Our speed is measured in units of meters per second, while our time is measured in hours. So, before we can use these quantities in our formula for the distance, we need to convert our time into units of seconds. We can recall that there are 60 minutes in one hour and 60 seconds in one minute. So, to convert from units of hours to units of seconds, we take our value of time measured in hours and we multiply it by 60 minutes per hour and then multiply again by 60 seconds per minute. If we track what’s going on with the units here, we see that the hours cancel with the per hour and the minutes cancel with the per minute. Then we are left with units of seconds.

When we do the multiplication, we find that the value of the time 𝑡 in seconds is equal to 74,160 seconds. We can write that time in scientific notation as 7.416 times 10 to the four seconds. Now that we have the speed 𝑠 and the time 𝑡 in consistent units, we can substitute these into our formula to calculate the value of 𝑑. When we do this, we have that 𝑑 is equal to three times 10 to the eight meters per second multiplied by 7.416 times 10 to the four seconds. Doing this multiplication gives us a result of 2.2248 times 10 to the 13 meters. And this value is the distance 𝑑 of Voyager 1 from Earth at the instant that it receives the radio signal. So this is what the question was asking us to work out.
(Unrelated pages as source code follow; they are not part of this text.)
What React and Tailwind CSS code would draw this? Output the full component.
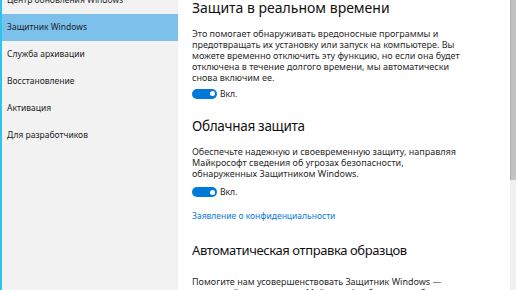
export default function App() {
  const font = { fontFamily: '"Noto Sans", "Open Sans", sans-serif' };
  const items = [
    "Центр обновления Windows",
    "Защитник Windows",
    "Служба архивации",
    "Восстановление",
    "Активация",
    "Для разработчиков",
  ];
  const Toggle = ({ className }) => (
    <div className={"flex items-center gap-[3px] " + className}>
      <div className="w-[25px] h-[10px] rounded-full bg-[#0078d7] flex items-center justify-end pr-[2.5px]">
        <div className="w-[5px] h-[5px] rounded-full bg-white" />
      </div>
      <span className="text-[8.5px] leading-[10px] text-[#222]">Вкл.</span>
    </div>
  );
  const P = ({ className, lines }) => (
    <p className={"text-[9px] leading-[11px] text-[#2a2a2a] whitespace-nowrap " + className}>
      {lines.map((l, i) => (
        <span key={i} className="block">{l}</span>
      ))}
    </p>
  );
  return (
    <div className="w-[516px] h-[290px] flex overflow-hidden bg-white" style={font}>
      <div className="w-[178px] h-full bg-[#f2f2f2] border-l-2 border-[#2bc5ef] flex flex-col">
        <div className="-mt-[13px] flex flex-col">
          {items.map((t, i) => (
            <div
              key={t}
              className={
                "h-[27px] flex items-center pl-[5px] text-[8.5px] text-[#1e1e1e] " +
                (i === 1 ? "bg-[#7cc0ec]" : "")
              }
            >
              {t}
            </div>
          ))}
        </div>
      </div>
      <div className="flex-1 h-full pl-[14px] flex flex-col text-[#1a1a1a]">
        <div className="-mt-[2px] text-[14px] leading-[20px] text-[#111] whitespace-nowrap">Защита в реальном времени</div>
        <P
          className="mt-[9.5px]"
          lines={[
            "Это помогает обнаруживать вредоносные программы и",
            "предотвращать их установку или запуск на компьютере. Вы",
            "можете временно отключить эту функцию, но если она будет",
            "отключена в течение долгого времени, мы автоматически",
            "снова включим ее.",
          ]}
        />
        <Toggle className="mt-[6px]" />
        <div className="mt-[17.5px] text-[13.5px] tracking-[-0.3px] leading-[20px] text-[#111] whitespace-nowrap">Облачная защита</div>
        <P
          className="mt-[9.5px]"
          lines={[
            "Обеспечьте надежную и своевременную защиту, направляя",
            "Майкрософт сведения об угрозах безопасности,",
            "обнаруженных Защитником Windows.",
          ]}
        />
        <Toggle className="mt-[8.5px]" />
        <div className="mt-[12.5px] text-[8.5px] leading-[11px] text-[#0a7ad8] whitespace-nowrap">Заявление о конфиденциальности</div>
        <div className="mt-[19.5px] text-[13px] tracking-[-0.4px] leading-[20px] text-[#111] whitespace-nowrap">Автоматическая отправка образцов</div>
        <P
          className="mt-[16px]"
          lines={[
            "Помогите нам усовершенствовать Защитник Windows —",
            "отправляйте корпорации Майкрософт образцы, чтобы мы",
            "могли улучшить меры защиты.",
          ]}
        />
      </div>
      <div className="w-[6px] h-full flex flex-col bg-[#f0f0f0]">
        <div className="h-[180px] bg-[#c2c2c2] border-l border-[#b0b0b0]" />
      </div>
    </div>
  );
}
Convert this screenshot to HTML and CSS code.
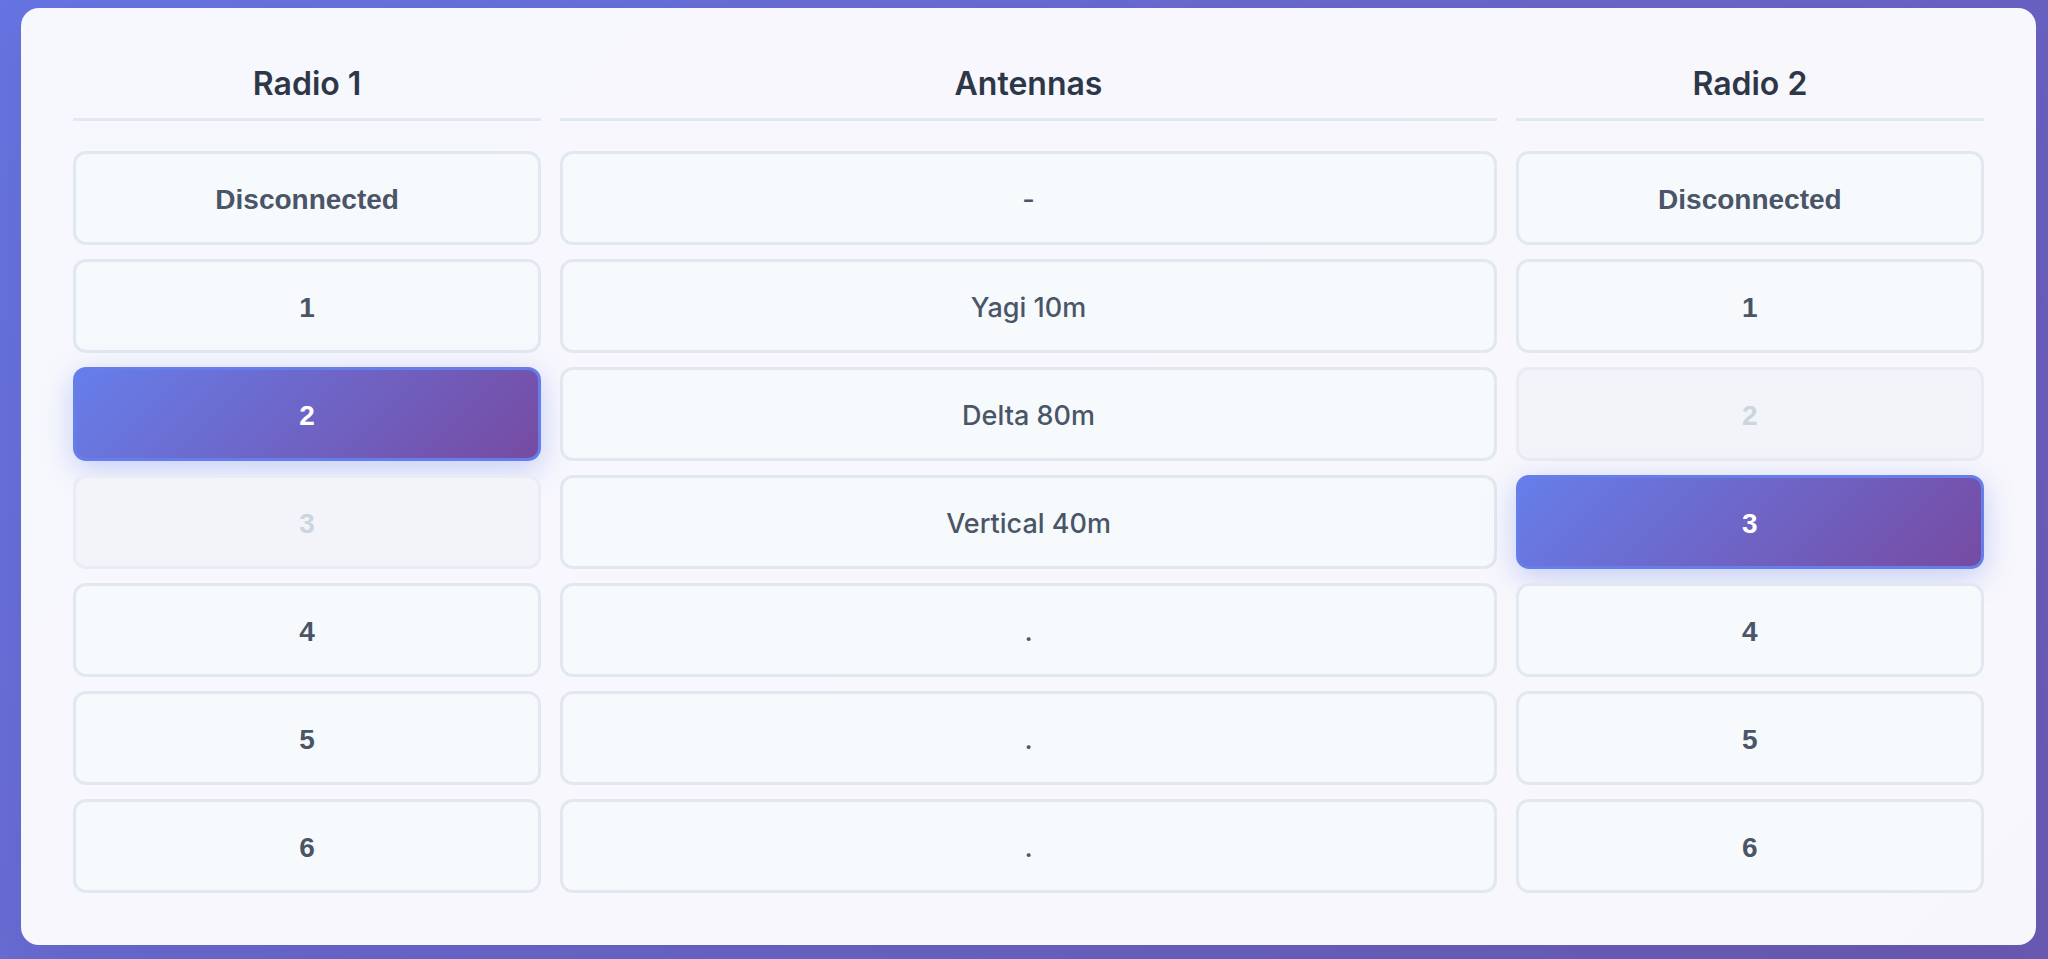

But if we look back at the question, we see that we we were asked to give our answer to two decimal places. To two decimal places, our value of 𝑑 rounds down to 2.22 times 10 to the 13 meters. This matches the value given here in option (A). So our final answer to the question is that the distance of Voyager 1 from Earth at the time at which it receives the radio signal is given here by option (A), 2.22 times 10 to the 13 meters.